The new org chart became a blur. I couldn’t hear what the boss was saying about who will report to whom. I did hear the part about some folks having to re-apply for their jobs. I definitely heard – over and over – the phrase “we will be smaller”.

After the meeting I went back to work. I told myself, “You have been through this before. Last summer. You made it. Remember, we decided then that whatever happens, you WILL by okay. You did all your worrying last year. Whatever happens, you will be okay. You will be okay. You will be okay. Onward!”

Wrong.

Last night I had a horrible dream. I was laid off. Twenty-four years with this company, a single-mom with depression and a daughter headed to college next year and I was laid off, escorted from my office immediately.
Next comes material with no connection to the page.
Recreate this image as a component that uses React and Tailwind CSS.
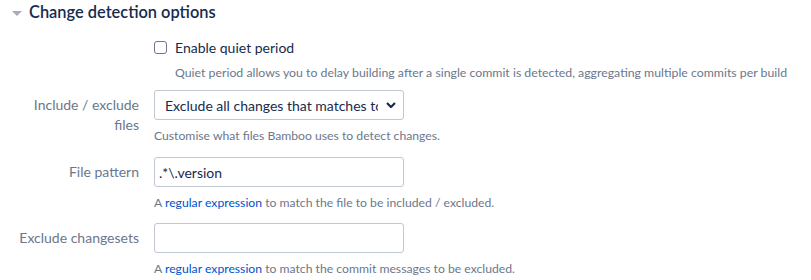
const font = { fontFamily: 'Lato, "Open Sans", sans-serif' };

const Chevron = () => (
  <svg width="10" height="6" viewBox="0 0 10 6" className="shrink-0">
    <path d="M1 1 L5 5 L9 1" fill="none" stroke="#172b4d" strokeWidth="2.2" />
  </svg>
);

const Link = ({ children }) => <a href="#" className="text-[#0052cc]">{children}</a>;

const Row = ({ label, children, helper, className = "" }) => (
  <div className={`flex ${className}`}>
    <div className="w-[139px] shrink-0 pt-[5px] text-right text-[14px] leading-5 text-[#6b778c]">{label}</div>
    <div className="ml-[15px] flex flex-col">
      {children}
      <p className="mt-2 text-[12.2px] leading-4 text-[#6b778c]">{helper}</p>
    </div>
  </div>
);

const App = () => {
  return (
    <div className="h-[280px] w-[811px] bg-white" style={font}>
      <div className="flex items-center pl-[12px] h-[26px]">
        <span className="h-0 w-0 border-x-[5px] border-t-[5px] border-x-transparent border-t-[#a5adba]" />
        <h2 className="ml-[7px] -mt-[3px] text-[16.4px] font-semibold leading-6 text-[#172b4d]">Change detection options</h2>
      </div>

      <div className="ml-[154px] mt-[11px]">
        <label className="flex items-center h-5">
          <span className="h-[13px] w-[13px] rounded-[3px] border border-[#6b778c] bg-white" />
          <span className="ml-[8px] text-[14px] text-[#172b4d]">Enable quiet period</span>
        </label>
        <p className="ml-[21px] mt-[8px] text-[12.3px] leading-4 text-[#6b778c] whitespace-nowrap">
          Quiet period allows you to delay building after a single commit is detected, aggregating multiple commits per build
        </p>
      </div>

      <Row
        className="mt-[9px]"
        label={<>Include / exclude<br />files</>}
        helper="Customise what files Bamboo uses to detect changes."
      >
        <div className="flex h-[30px] w-[250px] items-center rounded-[3px] border border-[#c1c7d0] bg-white pl-[10px] pr-[7px]">
          <span className="flex-1 overflow-hidden whitespace-nowrap text-[14px] text-[#172b4d]">Exclude all changes that matches to</span>
          <span className="ml-2"><Chevron /></span>
        </div>
      </Row>

      <Row
        className="mt-[13px]"
        label="File pattern"
        helper={<>A <Link>regular expression</Link> to match the file to be included / excluded.</>}
      >
        <div className="flex h-[30px] w-[250px] items-center rounded-[3px] border border-[#c1c7d0] bg-white pl-[4px]">
          <span className="text-[14px] text-[#172b4d]">.*\.version</span>
        </div>
      </Row>

      <Row
        className="mt-[12px]"
        label="Exclude changesets"
        helper={<>A <Link>regular expression</Link> to match the commit messages to be excluded.</>}
      >
        <div className="h-[30px] w-[250px] rounded-[3px] border border-[#c1c7d0] bg-white" />
      </Row>
    </div>
  );
};

export default App;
No good-byes. No chance to ask “why me?” Just a door. I dreamed I was not allowed in the building. I was an outcast.

Apparently, I did not do all my worrying last summer. This summer, too, will be a summer of uncertainty. Anxiety, fear and worry. Bad dreams and frenetic workdays – if I just work harder and faster they won’t lay me off. If ever there was a prescription FOR depression, this is it.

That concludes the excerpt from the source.